36Les noms des collaborateurs seront nommés dans l’introduction (où il conviendra de développer davantage l’aspect exotérique du plan ci-dessus), ou désignés d’après des écrits antérieurs, mais non donnés avec chaque critique, parce que cela pourrait être quelquefois contraignant. Le nom de l’éditeur figurerait de toute manière en page de titre.

Propositions pour l’impression et les conditions de l’éditeur

37Impression allemande, format moyen 8e, le volume de 24 à 30 cahiers. La taille ne peut en être davantage déterminée, parce que les essais ne doivent pas être interrompus. Le nombre des volumes dépend bien sûr des matériaux présents.

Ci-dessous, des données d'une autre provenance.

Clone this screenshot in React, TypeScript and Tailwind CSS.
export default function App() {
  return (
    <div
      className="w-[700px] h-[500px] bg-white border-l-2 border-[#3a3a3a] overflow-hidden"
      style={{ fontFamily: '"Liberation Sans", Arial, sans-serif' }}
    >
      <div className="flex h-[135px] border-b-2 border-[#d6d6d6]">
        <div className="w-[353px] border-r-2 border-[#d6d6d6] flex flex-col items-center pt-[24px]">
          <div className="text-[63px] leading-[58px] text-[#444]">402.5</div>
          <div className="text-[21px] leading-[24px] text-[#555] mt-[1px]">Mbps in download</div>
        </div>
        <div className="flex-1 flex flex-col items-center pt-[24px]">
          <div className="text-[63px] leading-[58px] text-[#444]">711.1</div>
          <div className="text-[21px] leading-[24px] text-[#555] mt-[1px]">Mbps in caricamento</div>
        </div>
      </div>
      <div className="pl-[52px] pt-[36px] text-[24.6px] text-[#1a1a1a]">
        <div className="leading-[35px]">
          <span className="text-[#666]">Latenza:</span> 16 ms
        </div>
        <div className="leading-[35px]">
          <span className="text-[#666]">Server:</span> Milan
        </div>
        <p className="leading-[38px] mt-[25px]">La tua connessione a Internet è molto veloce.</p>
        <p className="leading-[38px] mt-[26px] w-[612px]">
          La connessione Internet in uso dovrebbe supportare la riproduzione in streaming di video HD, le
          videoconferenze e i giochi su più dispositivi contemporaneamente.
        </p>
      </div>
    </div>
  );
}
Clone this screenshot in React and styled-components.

38L’impression devrait se faire en un lieu ou le rédacteur ou un autre collaborateur qui voudra bien s’en charger pourrait s’occuper de la surveillance et de la correction.

39Honoraires : 3 Lsd. par cahier. En outre : pour le rédacteur, une certaine somme en dédommagement des dépenses pour la correspondance etc., à pourvoir richement, si rien de particulier n’est prévu pour sa peine et son temps.

40Acheter à la foire les livres à critiquer et les envoyer depuis là ne constituerait guère une économie, en partie à cause du port, en partie parce qu’il faudrait en acquérir une quantité qui serait après inutilisable, dans la mesure où l’on voit souvent au premier coup d’œil jeté sur un livre que l’on n’a rien à en dire. Chaque collaborateur achète donc les livres où il se trouve, quand il ne peut se les procurer gratuitement ou qu’il ne les possède pas déjà ; s’il ne veut pas les conserver, l’éditeur en établit le prix.

Notes de bas de page

1 La vie littéraire allemande se règle au rythmes des deux grandes foires aux livres (Buchmesse) de Francfort sur le Main et de Leipzig à Pâques et à la Saint-Michel, qui ont toujours cours.

Notes de fin

i Fichte n’est pas nommé ici, car il s’était, au moins provisoirement, retenu d’entrer dans la société en proposant lui-même un plan semblable, comme l’on savait et comme il y est fait allusion encore plus bas. Steffens fut également invité, et déclara qu’il voulait bien en faire partie.